I don't want to live in a world in which a vocal minority or a do-gooding government body can dictate my choices or outcomes in life. Those who choose to gamble do so of their own free will; they are sentient beings and their views should be respected. So should the choices of the property-holders and investors in the proposed casino...
Stop trying to control other peoples' behaviour.
OhCanada
1 year ago
Majority should rule
Majority should rule. This wishy-washy thing of stop trying to control others works in the stone age where there is a vast amount of land and if I don't like what one group doing I can move on.
We live in the cities - the majority of us - therefore a project like this that will influence society must be voted on. Period.
We are surrounded by beautiful mountains. The view is unique around the world and we block it with ugly man made shit. That stadium is just a pile of shit and if the casino goes through I will avoid downtown any way I can. I may even think about moving out of Vancouver all together. I don't want to live in a city that has become so detached from its beautiful environment. It is a crime! Crime against nature, crime against common sense and crime against society, crime against harmony and crime against everything I can think of.
In a time when we are becoming more and more detached from nature a city like Vancouver should be treated as a gem. Instead we destroy it every way can. Totally idiotic.
zalm
1 year ago
Unfortunately...
...for the most part, majority does rule. That's how Hitler got into power so often and so long.
And that's why I don't much like democracy. Except I haven't found anything better to replace it with yet.
Still looking, though...
crankypants
1 year ago
When all is said and done
When all is said and done, I don't think that Vancouver's city council's vote will be based on what is good for the area, but rather on which choice will give them the best chance of being re-elected this fall.
If they vote against it, the provincial government will find a way for the project to proceed. Senior government always finds a way to get what they want. Remember the arm twisting that Kevin Falcon brought forth with Translink to get the Rav Line approved ahead of the Evergreen Line. It took three votes, and I'm sure a good number of threats, but the now named Canada Line exists while the Evergreen Line remains a work in process.
The only thing that will stop this project is if the BC Liberal Party thinks that proceeding with this new casino will cause them to lose the next election.
pwlg
1 year ago
stadium lands
We have some misconceptions about private land in Canada. None of us has the right to do whatever we want with the land deemed "private".
In cities as well as rural areas all land is under the control of local and central governments. Land use is controlled by the state through zoning, plans etc.
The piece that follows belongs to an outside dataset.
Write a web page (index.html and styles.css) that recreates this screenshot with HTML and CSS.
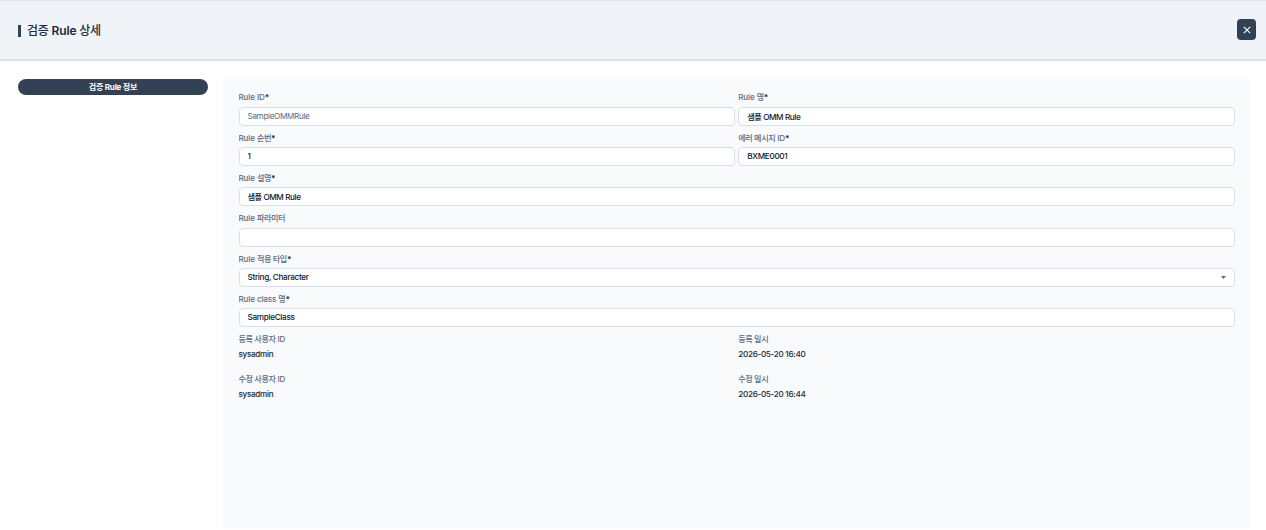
FILE: index.html
```
<!DOCTYPE html>
<html lang="ko">
<head>
    <meta charset="UTF-8">
    <meta name="viewport" content="width=device-width, initial-scale=1.0">
    <title>검증 Rule 상세</title>
    <link rel="stylesheet" href="styles.css">
</head>
<body>
    <header class="popup-header">
        <h1><i>검증</i> Rule <i>상세</i></h1>
        <button type="button" class="btn-close" aria-label="닫기">
            <svg viewBox="0 0 8 8" width="8" height="8"><path d="M0.8 0.8L7.2 7.2M7.2 0.8L0.8 7.2"/></svg>
        </button>
    </header>

    <main class="popup-body">
        <nav class="tab-list">
            <button type="button" class="tab active">검증 Rule 정보</button>
        </nav>

        <form class="panel">
            <div class="field">
                <label for="rule-id">Rule ID<b>*</b></label>
                <input id="rule-id" class="readonly" type="text" value="SampleOMMRule" readonly>
            </div>
            <div class="field">
                <label for="rule-name">Rule <i>명</i><b>*</b></label>
                <input id="rule-name" class="ko" type="text" value="샘플 OMM Rule">
            </div>
            <div class="field">
                <label for="rule-seq">Rule <i>순번</i><b>*</b></label>
                <input id="rule-seq" type="text" value="1">
            </div>
            <div class="field">
                <label for="error-id"><i>에러 메시지</i> ID<b>*</b></label>
                <input id="error-id" type="text" value="BXME0001">
            </div>
            <div class="field wide">
                <label for="rule-desc">Rule <i>설명</i><b>*</b></label>
                <input id="rule-desc" class="ko" type="text" value="샘플 OMM Rule">
            </div>
            <div class="field wide">
                <label for="rule-param">Rule <i>파라미터</i></label>
                <input id="rule-param" type="text" value="">
            </div>
            <div class="field wide">
                <label for="rule-type">Rule <i>적용 타입</i><b>*</b></label>
                <select id="rule-type">
                    <option>String, Character</option>
                </select>
            </div>
            <div class="field wide">
                <label for="rule-class">Rule class <i>명</i><b>*</b></label>
                <input id="rule-class" type="text" value="SampleClass">
            </div>
            <div class="field">
                <label><i>등록 사용자</i> ID</label>
                <p>sysadmin</p>
            </div>
            <div class="field">
                <label><i>등록 일시</i></label>
                <p>2026-05-20 16:40</p>
            </div>
            <div class="field">
                <label><i>수정 사용자</i> ID</label>
                <p>sysadmin</p>
            </div>
            <div class="field">
                <label><i>수정 일시</i></label>
                <p>2026-05-20 16:44</p>
            </div>
        </form>
    </main>
</body>
</html>
```
FILE: styles.css
```
* { box-sizing: border-box; }
body { margin: 0; height: 530px; overflow: hidden; background: #fff; color: #1e293b; font-family: Inter, "Noto Sans CJK KR", sans-serif; font-size: 8px; font-weight: 500; }
button, input, select { font: inherit; }
i { font-style: normal; }

.popup-header { display: flex; align-items: center; justify-content: space-between; height: 61px; padding: 0 10px 0 18px; background: #f0f4f9; border-top: 1px solid #e0e5e8; border-bottom: 2px solid #d5dfe9; }
.popup-header h1 { display: flex; align-items: center; margin: 2px 0 0; font-size: 12px; font-weight: 600; line-height: 18px; letter-spacing: -0.1px; white-space: pre; }
.popup-header h1::before { content: ""; width: 3px; height: 12px; margin-right: 6px; background: #334155; }
.popup-header h1 i { font-weight: 500; letter-spacing: -0.3px; }
.btn-close { display: flex; align-items: center; justify-content: center; width: 19px; height: 21px; margin-bottom: 1px; padding: 0; border: 0; border-radius: 4px; background: #334155; }
.btn-close svg { fill: none; stroke: #fff; stroke-width: 1.1; }

.popup-body { display: flex; gap: 15px; padding: 18px 16.5px 0 18px; }
.tab-list { width: 190px; }
.tab { display: block; width: 100%; height: 16px; padding: 0; border: 0; border-radius: 8px; background: #334155; color: #fff; font-weight: 700; line-height: 16px; text-align: center; letter-spacing: -0.2px; }

.panel { flex: 1; display: grid; grid-template-columns: 1fr 1fr; grid-auto-rows: 40.3px; align-content: start; column-gap: 3.5px; height: 450px; padding: 11.4px 15px 0 15.5px; background: #f8fafc; }
.field.wide { grid-column: span 2; }
.field label { display: block; height: 16.4px; overflow: hidden; color: #5b6b82; font-size: 8.1px; line-height: 14.5px; letter-spacing: -0.13px; }
.field label i { letter-spacing: -0.4px; }
.field label b { color: #1e293b; font-weight: 700; }
.field p { margin: 0; line-height: 11px; color: #1e293b; font-size: 8.2px; letter-spacing: -0.33px; }
.field input, .field select { display: block; width: 100%; height: 19px; padding: 0 8px 1px; border: 1px solid #d5e0eb; border-radius: 4px; background: #fff; color: #0f172a; font-size: 8.2px; letter-spacing: -0.33px; outline: none; }
.field input.readonly { color: #5b6b82; font-weight: 400; letter-spacing: -0.37px; }
.field input.ko { letter-spacing: -0.43px; }
.field select { appearance: none; background: #fff url("data:image/svg+xml,%3Csvg xmlns='http://www.w3.org/2000/svg' viewBox='0 0 5 3'%3E%3Cpath d='M0 0h5L2.5 3z' fill='%23666'/%3E%3C/svg%3E") no-repeat right 7.5px center / 5px 3px; }
```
Land is taxed by governments and if you feel you have the right to withhold your taxes because of some erroneous belief about private land, then watch when your property is auctioned off to the highest bidder.
Land can be expropriated by governments and can be seized if associated with illegal acts.
We live in a collective society, somewhat individualistic, but we share some common beliefs in our society, like simply stopping at stop lights.
To simply associate all societal norms to fascism simply ignores the fact that societies can only operate as well as they do with shared and agreed upon rules, obligations and responsibilities and not all of these are based on removing peoples rights or determining who should be allowed to live and exist in a society as those supporting the Nazies did.
By the way, the stadium lands were public lands, lands the public had no say in the disposition of. But the public through its local authority does have a say when the land requires rezoning. A senior government can overrule the local government and it will be interesting to see how the provincial government intends on doing this if Vision actually listens to those who took their time to exercise their democratic rights in the rezoning public hearing.
Crankypants comment hits the mark in terms of politics. To whose political advantage will it be to turn down the rezoning application or to accept it or overrule it.